Catholic Church set to deny responsibility again

I was away for a wedding and some sightseeing in Finland last week. I had a wonderful time, but while I was away I missed the opportunity to highlight the latest news in the Irish government’s fight against pederast priests and the Catholic Church. (See here for previous posts.)

According to the latest, the Vatican is going to issue a “strong response” to the Cloyne Report sometime this month, in which they will rebuff  “the Taoiseach’s accusation [that] the Vatican undermined child protection guidelines.”

So, yeah… as expected, the Catholic Church is still going with “It’s not our fault.”

Also, in the wake of the Cloyne Report, Irish leaders are drafting legislation that would make it a crime not to report information pertaining to possible child abuse.
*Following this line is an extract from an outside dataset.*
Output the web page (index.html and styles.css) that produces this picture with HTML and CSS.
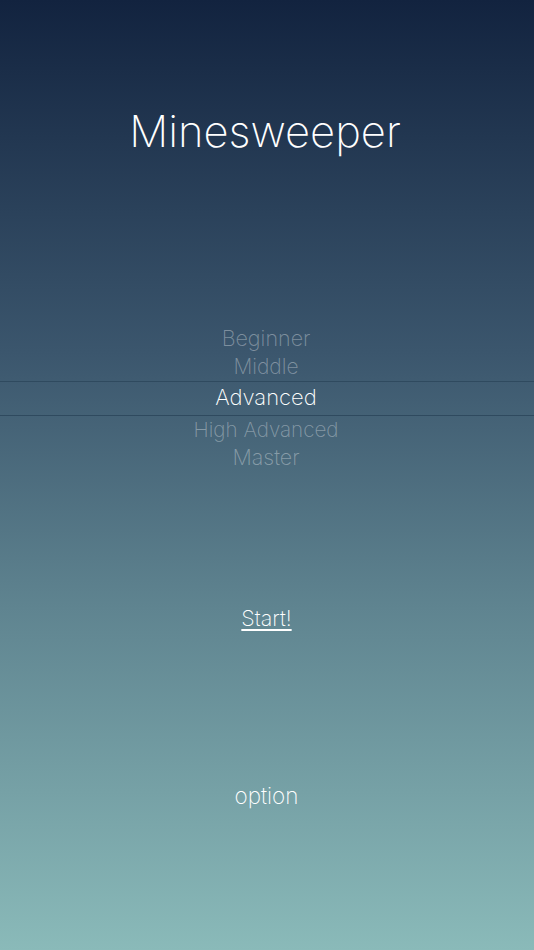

Information obtained in a confessional would, of course, fall under this. What does the Church have to say about this?

The [Irish] Government will also be told that the seal of the confession is sacrosanct.

The Catholic Church thinks it is above the law. Sorry boys, the Republic of Ireland is a secular democracy, not a theocracy. You aren’t the law anymore.

With these statements from the Vatican, the Irish government essentially has its response. If I were them, I wouldn’t wait for something more “official” before condemning the Church further, and moving strongly to counter its influence in Ireland. It’s clear that they do not care a whit about those they’ve harmed, and are interested only in protecting themselves.